--- start ---
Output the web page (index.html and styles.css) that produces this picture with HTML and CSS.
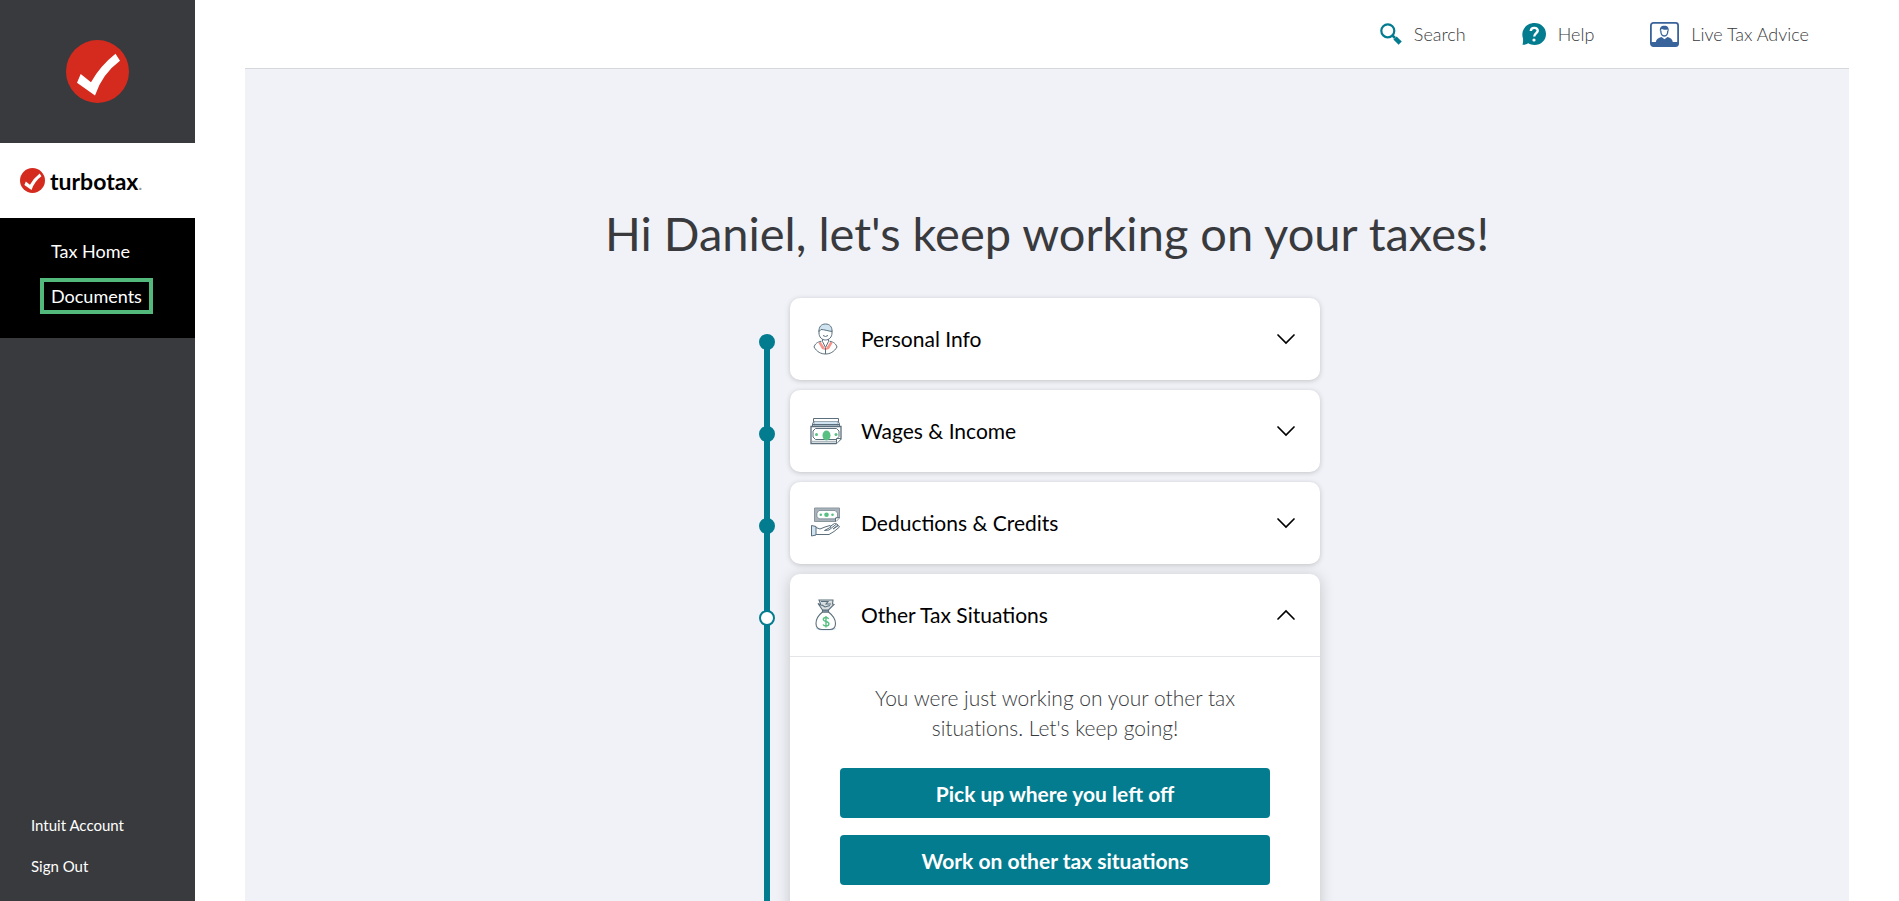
FILE: index.html
```html
<!DOCTYPE html>
<html lang="en">
<head>
  <meta charset="UTF-8" />
  <meta name="viewport" content="width=device-width, initial-scale=1.0"/>
  <title>TurboTax - Tax Home</title>
  <link rel="stylesheet" href="styles.css">
</head>
<body>
  <!-- shared symbols -->
  <svg class="symbols" aria-hidden="true">
    <symbol id="check-logo" viewBox="0 0 63 63">
      <circle cx="31.5" cy="31.5" r="31.5" fill="#d52b1e"/>
      <path d="M49.5 13.8L54 20.7Q36 34 29 55.5L11 42.7L14.7 34L25 42.3Q34 26 49.5 13.8Z" fill="#fff"/>
    </symbol>
    <symbol id="chevron" viewBox="0 0 20 12">
      <path d="M2 2L10 10L18 2" fill="none" stroke="#000" stroke-width="1.7" stroke-linecap="round"/>
    </symbol>
  </svg>

  <aside class="sidebar">
    <a class="logo" href="#" aria-label="Home"><svg width="63" height="63"><use href="#check-logo"/></svg></a>
    <a class="brand" href="#">
      <svg width="25" height="25"><use href="#check-logo"/></svg>
      <span class="brand-name">turbotax<span class="brand-dot">.</span></span>
    </a>
    <nav class="menu">
      <a href="#">Tax Home</a>
      <a href="#" class="highlight">Documents</a>
    </nav>
    <nav class="account">
      <a href="#">Intuit Account</a>
      <a href="#">Sign Out</a>
    </nav>
  </aside>

  <div class="page">
    <header class="topbar">
      <a href="#">
        <svg width="22" height="22" viewBox="0 0 22 22">
          <circle cx="7.8" cy="7.8" r="6.5" fill="none" stroke="#037c8f" stroke-width="2.2"/>
          <path d="M12.5 12.5L15 15" stroke="#037c8f" stroke-width="2.5"/>
          <path d="M15 15L20.2 20.2" stroke="#037c8f" stroke-width="4.5"/>
        </svg>
        Search
      </a>
      <a href="#">
        <svg width="24" height="22" viewBox="0 0 24 22">
          <path d="M12.5 0C19 0 24 4.7 24 11S19 22 12.5 22C10 22 8 21.3 6.3 20.3C4.5 21.5 2.5 22 0.5 21.7C1 20 1.2 18.500 1 15.5C-1.8 7 4.5 0 12.5 0Z" fill="#037c8f"/>
          <path d="M8.8 8C9 5.800 10.6 4.8 12.5 4.9C14.6 5 16 6.3 15.700 8C15.4 10 12.4 10.5 12.2 13.5" fill="none" stroke="#fff" stroke-width="2.4"/>
          <circle cx="12" cy="17" r="1.6" fill="#fff"/>
        </svg>
        Help
      </a>
      <a href="#">
        <svg width="29" height="25" viewBox="0 0 29 25">
          <rect x="0.9" y="0.9" width="27.2" height="23.2" rx="2.5" fill="#fff" stroke="#39639b" stroke-width="1.8"/>
          <path d="M1 20H5.8C6 17.3 8.5 16 11.5 15L14.5 17.3L17.5 15C20.5 16 22.5 17.3 22.8 20H28V24H1Z" fill="#39639b"/>
          <path d="M10.8 8.5C10.8 12 12.3 14 14.3 14S17.8 12 17.8 8.5" fill="none" stroke="#39639b" stroke-width="1.3"/>
          <path d="M10 9.5C9.3 5.8 11 3.8 14.3 3.8S19.3 5.8 18.6 9.5L17.5 7.5C15.5 8 13 7.8 11.8 6.8Z" fill="#39639b"/>
        </svg>
        Live Tax Advice
      </a>
    </header>

    <main class="content">
      <h1>Hi Daniel, let's keep working on your taxes!</h1>

      <ol class="steps">
        <li class="step">
          <span class="dot"></span>
          <section class="card">
            <button class="card-head" type="button" aria-expanded="false">
              <svg class="icon" width="32" height="32" viewBox="0 0 32 32" fill="none" stroke="#5b6f7c" stroke-width="1">
                <path d="M10.5 18.5L15.5 26L20.5 18.5L22.5 20L19 26L15.5 27L12 26L8.5 20Z" fill="#f6948a" stroke="none"/>
                <path d="M12.5 16V18.5L15.5 24.5L18.5 18.5V16" fill="#fff"/>
                <path d="M9 7.5V10C9 14 11.8 17 15.5 17S22 14 22 10V7.5" fill="#fff"/>
                <path d="M9 8.5C8.8 4 11 1 15.5 1S22.2 4 22 8.5C18 8 14 6.5 11 6.5Z" fill="#cfe3f0"/>
                <path d="M13 12.5Q15.5 14.5 18 12.5"/>
                <path d="M11.5 18.2C7 19 5 21 4 24C7 29 11 31 15.5 31S24 29 27 24C26 21 24 19 19.5 18.2M15.5 25V31"/>
              </svg>
              <span class="card-title">Personal Info</span>
              <svg class="chevron" width="20" height="12"><use href="#chevron"/></svg>
            </button>
          </section>
        </li>

        <li class="step">
          <span class="dot"></span>
          <section class="card">
            <button class="card-head" type="button" aria-expanded="false">
              <svg class="icon" width="32" height="32" viewBox="0 0 32 32" fill="none" stroke="#5b6f7c" stroke-width="1">
                <path d="M3.5 7V3.5H28.5V7" />
                <path d="M4 6.5H28V11H4Z" fill="#cfe3f0" stroke="#9aa8b0"/>
                <path d="M2.5 11V8.5L4 6.5M29.5 11V8.5L28 6.5M3 9.5H29"/>
                <path d="M1 11.5H31V24L26 28.5H1Z" fill="#fff" stroke-width="1.3"/>
                <path d="M5.5 13.5H26.5L29 16V21.5L26 24.5H5.5L3 22V16Z"/>
                <path d="M2 26.3H26" stroke="#9aa8b0"/>
                <path d="M31 23.5H26.5V28.5" fill="#fff"/>
                <ellipse cx="16.5" cy="20.5" rx="4" ry="5" fill="#58c082" stroke="none"/>
                <circle cx="6.5" cy="19.5" r="1.5" fill="#58c082" stroke="none"/>
                <circle cx="26" cy="19.5" r="1.5" fill="#58c082" stroke="none"/>
              </svg>
              <span class="card-title">Wages &amp; Income</span>
              <svg class="chevron" width="20" height="12"><use href="#chevron"/></svg>
            </button>
          </section>
        </li>

        <li class="step">
          <span class="dot"></span>
          <section class="card">
            <button class="card-head" type="button" aria-expanded="false">
              <svg class="icon" width="32" height="32" viewBox="0 0 32 32" fill="none" stroke="#5b6f7c" stroke-width="1">
                <path d="M4.5 1H29.5V11L26 14.5H4.5Z" fill="#a9b2b8" stroke="#8a979f"/>
                <path d="M9 3.5H25L27.5 6V9.5L25 11.8H9L7 9.5V6Z" fill="#fff" stroke-width=".6"/>
                <path d="M29.5 10.5L25.5 11V14.5" fill="#fff"/>
                <circle cx="16.5" cy="7.7" r="2.3" fill="#58c082" stroke="none"/>
                <circle cx="10.8" cy="7.7" r="1.3" fill="#58c082" stroke="none"/>
                <circle cx="22.5" cy="7.7" r="1.3" fill="#58c082" stroke="none"/>
                <path d="M1.5 18.5L6 19.5V28L1.5 29Z" fill="#cfe3f0"/>
                <path d="M6 20.5L10 22L15 20L20 18.5L21 20L14.5 23.5L19 23L26.5 17L28 18L23 22L28.5 18.5L29.5 20L24 24.5L19 27.5H6"/>
                <path d="M20 19.5L24.5 16.5L26.5 17"/>
              </svg>
              <span class="card-title">Deductions &amp; Credits</span>
              <svg class="chevron" width="20" height="12"><use href="#chevron"/></svg>
            </button>
          </section>
        </li>

        <li class="step open">
          <span class="dot"></span>
          <section class="card">
            <button class="card-head" type="button" aria-expanded="true">
              <svg class="icon" width="32" height="32" viewBox="0 0 32 32" fill="none" stroke="#5b6f7c" stroke-width="1.1">
                <ellipse cx="16" cy="29.5" rx="10" ry="2" fill="#cfe3f0" stroke="none"/>
                <path d="M12.5 13C8 16.5 6 20.5 6 24.5C6 28.5 8.5 30.5 12 30.5H20C23.5 30.5 25.5 28.5 25.5 24.5C25.5 20.5 23 16.5 18.5 13Z" fill="#fff"/>
                <path d="M12.5 11H18.5V13H12.5Z" fill="#9aa8b0"/>
                <path d="M12.5 11L8 4.5L11 6L9 1H23L22.5 5L24 5.5L18.5 11Z" fill="#d9dee1"/>
                <path d="M11 2.5H18L16 5H21M12 6L15 8L20 6.5"/>
                <path d="M18.7 19.8C18 18.8 17.2 18.5 16 18.5C14.4 18.5 13.3 19.2 13.3 20.5C13.3 23.2 18.9 21.8 18.9 24.8C18.9 26.2 17.7 27 16 27C14.6 27 13.6 26.5 13 25.5M16 17V28.5" stroke="#58c082" stroke-width="1.4"/>
              </svg>
              <span class="card-title">Other Tax Situations</span>
              <svg class="chevron" width="20" height="12"><use href="#chevron"/></svg>
            </button>
            <div class="card-body">
              <p>You were just working on your other tax situations. Let's keep going!</p>
              <button class="btn" type="button">Pick up where you left off</button>
              <button class="btn" type="button">Work on other tax situations</button>
            </div>
          </section>
        </li>
      </ol>
    </main>
  </div>
</body>
</html>
```
FILE: styles.css
```css
* {
  box-sizing: border-box;
}
body {
  margin: 0;
  height: 100vh;
  display: flex;
  overflow: hidden;
  font-family: Lato, "Open Sans", sans-serif;
  font-size: 18px;
  font-variant-ligatures: none;
  background-color: #fff;
  color: #393a3d;
}
a {
  color: inherit;
  text-decoration: none;
}
button {
  font-family: inherit;
  border: 0;
  cursor: pointer;
}
svg {
  flex: none;
}
.symbols {
  display: none;
}

/* left navigation */
.sidebar {
  flex: none;
  display: flex;
  flex-direction: column;
  width: 195px;
  background-color: #393a3d;
  color: #fff;
}
.logo {
  display: flex;
  justify-content: center;
  padding: 40px 0;
}
.brand {
  display: flex;
  align-items: center;
  gap: 5px;
  height: 75px;
  padding-left: 20px;
  background-color: #fff;
  color: #000;
}
.brand-name {
  font-size: 23px;
  font-weight: bold;
}
.brand-dot {
  color: #999;
  font-size: 15px;
}
.menu {
  display: flex;
  flex-direction: column;
  align-items: flex-start;
  gap: 9px;
  height: 120px;
  padding: 15px 40px;
  background-color: #000;
}
.menu a {
  padding: 4px 7px;
  border: 4px solid transparent;
  line-height: 20px;
}
.menu .highlight {
  border-color: #53b87b;
}
.account {
  display: flex;
  flex-direction: column;
  gap: 21px;
  margin-top: auto;
  padding: 0 31px 25px;
  font-size: 15px;
  line-height: 20px;
}

/* page area */
.page {
  flex: 1;
  display: flex;
  flex-direction: column;
  min-width: 0;
  margin: 0 50px;
}
.topbar {
  flex: none;
  display: flex;
  justify-content: flex-end;
  gap: 56px;
  height: 69px;
  padding-right: 40px;
  border-bottom: 1px solid #d4d7dc;
}
.topbar a {
  display: flex;
  align-items: center;
  gap: 12px;
  font-weight: 300;
}
.content {
  flex: 1;
  min-height: 0;
  background-color: #f1f2f7;
}
h1 {
  margin: 0;
  padding: 132px 0 33px;
  text-align: center;
  font-size: 47px;
  line-height: 64px;
  font-weight: normal;
}

/* steps with the timeline on the left */
.steps {
  position: relative;
  display: flex;
  flex-direction: column;
  gap: 10px;
  max-width: 576px;
  margin: 0 auto;
  padding: 0 15px 0 0;
  list-style: none;
}
.steps::before {
  content: "";
  position: absolute;
  top: 44px;
  bottom: 0;
  left: 5px;
  width: 6px;
  background-color: #037c8f;
}
.step {
  display: flex;
  gap: 15px;
}
.dot {
  position: relative;
  flex: none;
  width: 16px;
  height: 16px;
  margin-top: 36px;
  border: 2px solid #037c8f;
  border-radius: 50%;
  background-color: #037c8f;
}
.open .dot {
  background-color: #fff;
}
.card {
  flex: 1;
  border-radius: 10px;
  background-color: #fff;
  box-shadow: 0 1px 5px rgba(57, 58, 61, 0.25);
}
.open .card {
  box-shadow: 0 2px 14px rgba(57, 58, 61, 0.25);
}
.card-head {
  display: flex;
  align-items: center;
  gap: 19px;
  width: 100%;
  height: 82px;
  padding: 0 24px 0 20px;
  background: none;
  color: #000;
  text-align: left;
}
.card-title {
  flex: 1;
  font-size: 21px;
  line-height: 28px;
}
.open .chevron {
  transform: rotate(180deg);
}
.card-body {
  display: flex;
  flex-direction: column;
  gap: 17px;
  padding: 26px 50px 56px;
  border-top: 1px solid #e3e5e8;
}
.card-body p {
  margin: 0 0 8px;
  padding: 0 24px;
  text-align: center;
  font-size: 21px;
  line-height: 30px;
  font-weight: 300;
}
.btn {
  height: 50px;
  border-radius: 4px;
  background-color: #037c8f;
  color: #fff;
  font-size: 21px;
  font-weight: bold;
}
```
--- end ---
# [Exercise goal]
Select every line in the material above where the string "styles" occurs, and copy it.

# [Answer to the exercise]
Output the web page (index.html and styles.css) that produces this picture with HTML and CSS.
  <link rel="stylesheet" href="styles.css">
FILE: styles.css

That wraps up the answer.